At the moment you are fighting, your opponent becomes yourself. You confront your fears, your strengths and weaknesses, your life itself. I have been involved in thousands of fights, so I know what it is like to feel this kind of thing inside. You know you must win – but to win, is to win with yourself.

A martial art is a mirror in which you look at yourself, before you wash your face in the morning. You see yourself, simply, the way that you are.

Quoting Zen master Genpo Merzel Sensei:

“The Void is no mere emptiness but is real, free and existing. It is the Source from which all things arise and return. It cannot be seen, touched or known – yet it exists and is freely used. It has no shape, size, colour of form, and yet all that we see, hear, feel and touch is “it”.

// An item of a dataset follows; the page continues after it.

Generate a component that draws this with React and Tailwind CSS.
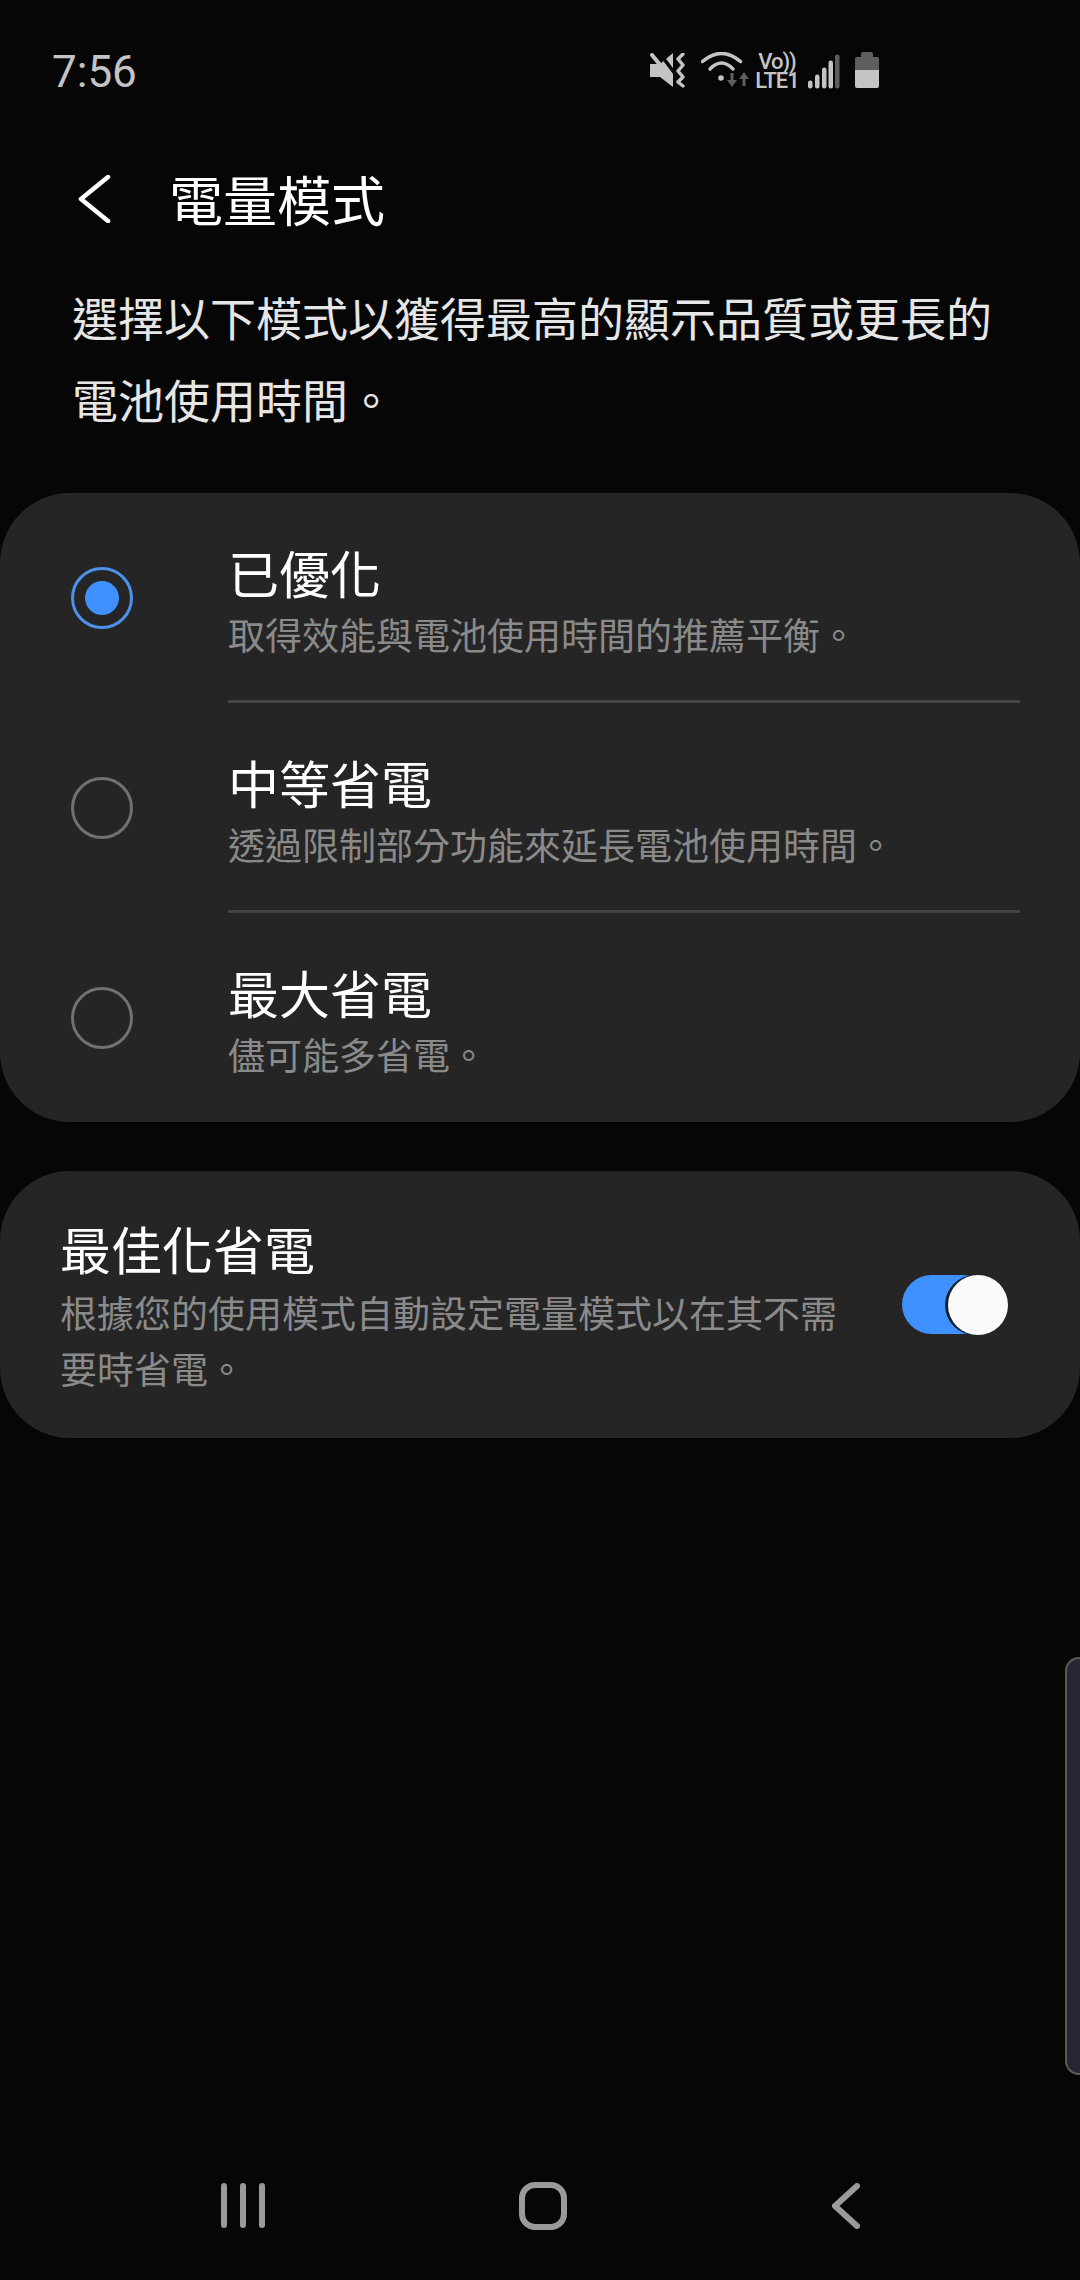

It is beyond intellectual knowing and cannot be grasped by the ordinary mind. When we suddenly awake to the realisation that there is no barrier, and never has been, one realises that one is all things – mountains rivers, grasses, trees, sun, moon, stars, universe are all oneself. There is no longer any division or barrier between myself and others, no longer any feeling of alienation or fear – there is nothing apart from oneself and therefore nothing to fear. Realising this results in true compassion. Other people and things are not seen as apart from oneself but, on the contrary, as one’s own body.”